4) The Niger Delta: this whole shabazz out there is getting worse by the day, and the fact that MEND has apparently been reduced to a hostage search and rescue organisation only goes to prove what I said all those months ago, that the Niger Delta 'militancy' is all about how much the 'militants' can spirit away to their bank accounts, and not the injustices that their people are suffering. I would have expected firmer action from Abuja on these people, not the kid gloves they are being treated with. Well, fair being fair, a friend of mine in the Army says that the new guys in charge (new service chiefs were appointed only days ago) are no nonsense fellows. Let's see what they do about it...

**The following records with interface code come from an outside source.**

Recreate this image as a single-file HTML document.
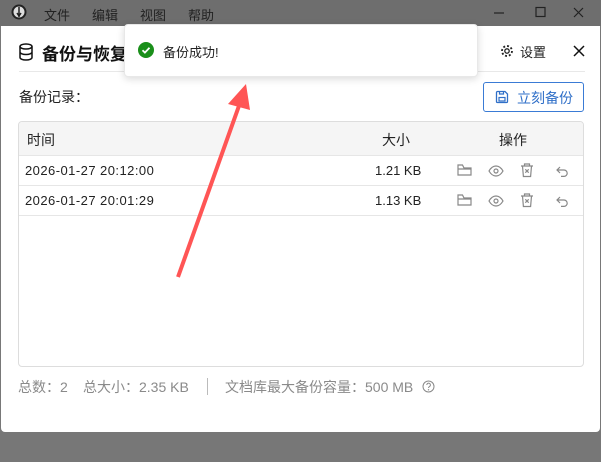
<!DOCTYPE html>
<html><head><meta charset="utf-8"><style>
*{box-sizing:border-box;margin:0;padding:0}
body{width:601px;height:462px;overflow:hidden;background:#787878;font-family:"Liberation Sans","Noto Sans CJK SC",sans-serif;position:relative;color:#222}
.tb{position:absolute;left:0;top:0;width:601px;height:26px;background:#6e6e6e;color:#222;font-size:13px}
.tb span{position:absolute;top:5px}
.dlg{position:absolute;left:1px;top:26px;width:599px;height:406px;background:#fff;border-radius:0 0 4px 4px}
.bot{position:absolute;left:0;top:432px;width:601px;height:30px;background:#777}
.abs{position:absolute}
.hdr{font-size:17px;font-weight:bold;color:#111}
.tbl{position:absolute;left:18px;top:121px;width:566px;height:246px;border:1px solid #ddd;border-radius:4px;overflow:hidden}
.row{position:absolute;left:0;width:100%;border-bottom:1px solid #e6e6e6;font-size:13px}
.row span{position:absolute}
.toast{position:absolute;left:124px;top:24px;width:354px;height:53px;background:#fff;border-radius:4px;box-shadow:0 2px 8px rgba(0,0,0,.15);border:1px solid #e8e8e8}
.ft{position:absolute;top:377px;font-size:14px;color:#8a8a8a;white-space:nowrap}
</style></head><body>
<div class="tb">
<svg class="abs" style="left:11px;top:4px" width="16" height="16"><circle cx="8" cy="8" r="7.5" fill="#222"/><circle cx="8" cy="8" r="5.5" fill="#ddd"/><path d="M8 3v10M6 9l2 3 2-3" stroke="#222" stroke-width="1.5" fill="none"/></svg>
<span style="left:44px">文件</span><span style="left:92px">编辑</span><span style="left:140px">视图</span><span style="left:188px">帮助</span>
<svg class="abs" style="left:490px;top:6px" width="100" height="14"><path d="M4 7h10" stroke="#222" stroke-width="1.2"/><rect x="46" y="1.5" width="9" height="9" fill="none" stroke="#222" stroke-width="1.2"/><path d="M84 2l9 9M93 2l-9 9" stroke="#222" stroke-width="1.2"/></svg>
</div>
<div class="dlg">
<svg class="abs" style="left:18px;top:17px" width="14" height="18"><ellipse cx="7" cy="3.5" rx="6" ry="2.5" fill="none" stroke="#111" stroke-width="1.5"/><path d="M1 3.5v11c0 1.4 2.7 2.5 6 2.5s6-1.1 6-2.5v-11M1 9c0 1.4 2.7 2.5 6 2.5S13 10.4 13 9" fill="none" stroke="#111" stroke-width="1.5"/></svg>
<div class="abs hdr" style="left:41px;top:14px">备份与恢复</div>
<svg class="abs" style="left:499px;top:18px" width="14" height="14"><circle cx="7" cy="7" r="2.2" fill="none" stroke="#222" stroke-width="1.3"/><circle cx="7" cy="7" r="5" fill="none" stroke="#222" stroke-width="1.8" stroke-dasharray="2 1.9"/></svg>
<div class="abs" style="left:519px;top:16px;font-size:13px">设置</div>
<svg class="abs" style="left:572px;top:19px" width="12" height="12"><path d="M1 1l10 10M11 1L1 11" stroke="#111" stroke-width="1.5"/></svg>
<div class="abs" style="left:18px;top:45px;width:566px;height:1px;background:#e8e8e8"></div>
<div class="abs" style="left:18px;top:61px;font-size:14px">备份记录：</div>
<div class="abs" style="left:482px;top:56px;width:101px;height:30px;border:1px solid #3a7bd5;border-radius:3px;color:#2f6fc8;font-size:14px;padding:5px 0 0 33px">立刻备份</div>
<svg class="abs" style="left:494px;top:64px" width="14" height="14"><path d="M1.5 2.5a1 1 0 011-1h7.5l2.5 2.5v7.5a1 1 0 01-1 1h-9a1 1 0 01-1-1z" fill="none" stroke="#2f6fc8" stroke-width="1.3"/><rect x="4" y="7.5" width="6" height="3.5" fill="none" stroke="#2f6fc8" stroke-width="1.2"/><path d="M4.5 1.5v2.5h4V1.5" fill="none" stroke="#2f6fc8" stroke-width="1.2"/></svg>
</div>
<div class="tbl">
<div class="row" style="top:0;height:34px;background:#f5f5f5;font-size:14px"><span style="left:8px;top:8px">时间</span><span style="left:363px;top:8px">大小</span><span style="left:480px;top:8px">操作</span></div>
<div class="row" style="top:34px;height:30px"><span style="left:6px;top:7px;letter-spacing:0.45px">2026-01-27 20:12:00</span><span style="left:356px;top:7px">1.21 KB</span></div>
<div class="row" style="top:64px;height:30px"><span style="left:6px;top:7px;letter-spacing:0.45px">2026-01-27 20:01:29</span><span style="left:356px;top:7px">1.13 KB</span></div>
</div>
<svg class="abs" style="left:455px;top:161px" width="120" height="50">
<g id="ic" fill="none" stroke="#888" stroke-width="1.2">
<path d="M3 4v10h13V7H9L7.5 4z M3 8h13"/>
<path d="M34 10c2.3-4 4.6-5 7-5s4.7 1 7 5c-2.3 4-4.6 5-7 5s-4.7-1-7-5z"/><circle cx="41" cy="10" r="2"/>
<path d="M66 5h12M69.5 5V3h5v2M67.5 5l.9 10.5h7.2l.9-10.5M70.3 8.3l3.4 3.4M73.7 8.3l-3.4 3.4"/>
<path d="M102 9h7a3.2 3.2 0 010 6.4h-3M105 6L102 9l3 3"/>
</g>
<use href="#ic" y="30"/>
</svg>
<div class="ft" style="left:18px">总数：2</div>
<div class="ft" style="left:83px">总大小：2.35 KB</div>
<div class="abs" style="left:207px;top:378px;width:1px;height:17px;background:#bbb"></div>
<div class="ft" style="left:225px">文档库最大备份容量：500 MB</div>
<svg class="abs" style="left:422px;top:380px" width="13" height="13"><circle cx="6.5" cy="6.5" r="5.5" fill="none" stroke="#888" stroke-width="1"/><path d="M4.8 5a1.8 1.8 0 113 1.3c-.8.5-1.3.8-1.3 1.7" fill="none" stroke="#888" stroke-width="1"/><circle cx="6.5" cy="9.8" r=".7" fill="#888"/></svg>
<div class="bot"></div>
<div class="toast">
<svg class="abs" style="left:13px;top:17px" width="16" height="16"><circle cx="8" cy="8" r="8" fill="#1a8f1a"/><path d="M4.5 8.2l2.4 2.4 4.6-4.8" stroke="#fff" stroke-width="1.8" fill="none"/></svg>
<div class="abs" style="left:38px;top:17px;font-size:13px;color:#222">备份成功!</div>
</div>
<svg class="abs" style="left:0;top:0" width="601" height="462"><path d="M178 277L240 103" stroke="#f55" stroke-width="4" fill="none"/><path d="M246 84L228 104L250 110z" fill="#f55"/></svg>
</body></html>
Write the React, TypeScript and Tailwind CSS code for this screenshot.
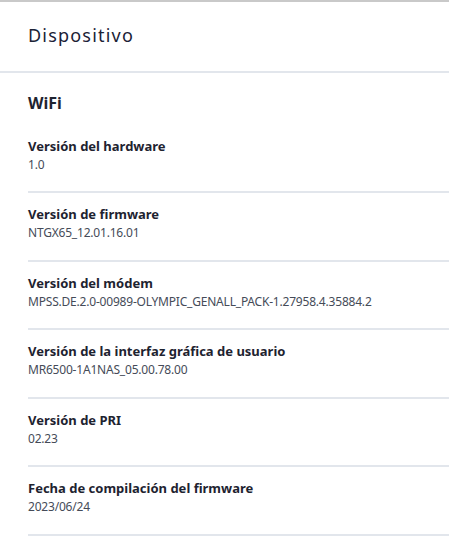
import React from 'react';

const rows = [
  { label: 'Versión del hardware', value: '1.0' },
  { label: 'Versión de firmware', value: 'NTGX65_12.01.16.01' },
  { label: 'Versión del módem', value: 'MPSS.DE.2.0-00989-OLYMPIC_GENALL_PACK-1.27958.4.35884.2' },
  { label: 'Versión de la interfaz gráfica de usuario', value: 'MR6500-1A1NAS_05.00.78.00' },
  { label: 'Versión de PRI', value: '02.23' },
  { label: 'Fecha de compilación del firmware', value: '2023/06/24' },
];

export default function App() {
  return (
    <div className="w-[449px] h-[556px] bg-white border-t-2 border-[#c9c9c9] font-['Noto_Sans',sans-serif] overflow-hidden">
      <div className="h-[71px] flex items-center pl-[28px] pb-[3px] border-b-2 border-[#e2e6ec]">
        <h1 className="text-[18px] leading-[28px] tracking-[1.2px] text-[#1b2236]">Dispositivo</h1>
      </div>
      <div className="pl-[28px] pt-[18px]">
        <h2 className="text-[16px] leading-[24px] font-bold text-[#1e2330] mb-[9.5px]">WiFi</h2>
        {rows.map((r) => (
          <div key={r.label} className="pt-[12px] pb-[17.5px] border-b-2 border-[#e2e6ec]">
            <div className="text-[13px] leading-[18px] font-bold text-[#1e2330]">{r.label}</div>
            <div className="mt-[1px] text-[12px] leading-[18px] tracking-[-0.2px] text-[#454b58]">{r.value}</div>
          </div>
        ))}
      </div>
    </div>
  );
}
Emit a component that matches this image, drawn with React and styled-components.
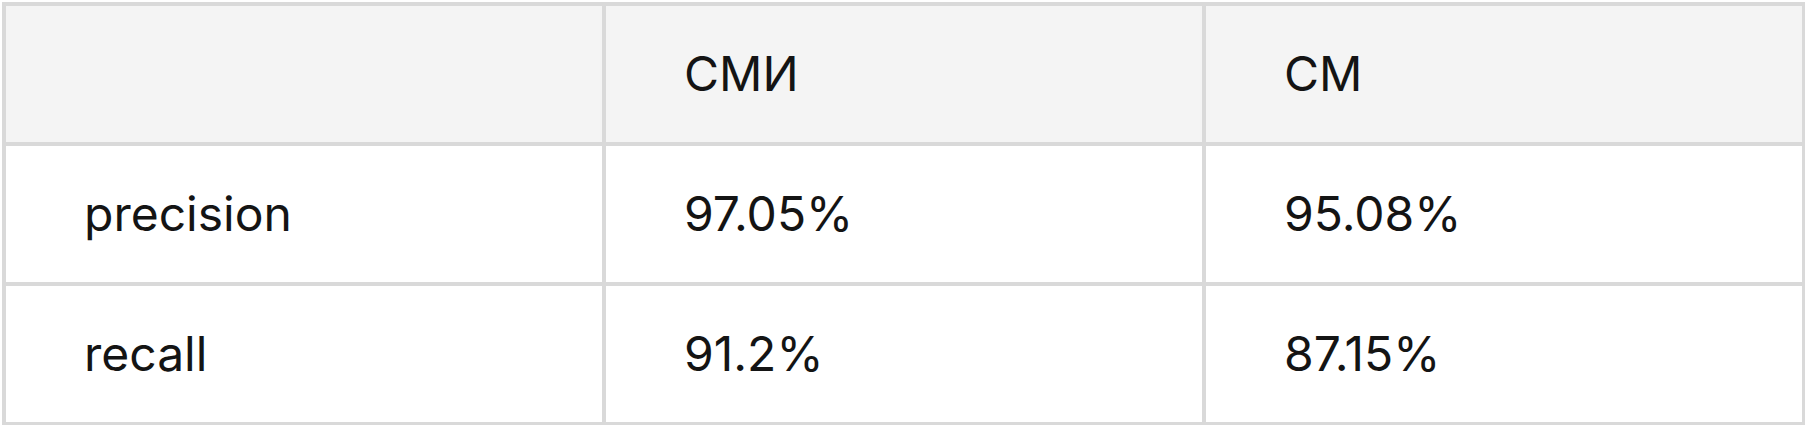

5) Security: when I was a lad, we used to 'steal' the parents' car(s) to go for night parties. From what I am told, that is no longer possible because the real robbers would get you if you do such, so the cover of returning the car to the garage before the parent(s) wake up is no longer an option because something would have happened to you at night. I have been reliably informed by people still in Benin that the SARS there (Special Anti Robbery Squad) have resorted to shooting young boys off hand. And only a few days ago, a man whom I grew up not too far from (his son and daughter were my classmates) was shot in broad daylight. Like so many murders that occurred in that sadly violent town where I grew up, I doubt that his would ever be solved. But this lack of security is not a Benin City problem, it is a Nigerian problem, and we can't expect to get serious investment in the country if there is insecurity all over the place. Then I hear that your mum was robbed? Do I need to flog this point further?
I would have expected these four issues to be treated with utmost alacrity, but as with everything about this administration, it has been go slow all the way. Anyway, this is a direct appeal to you, President Umaru Yar'Adua. Sir, I was told that you are a man of honour. If you are no longer up to the job of running Nigeria, then please do the honourable thing. Resign.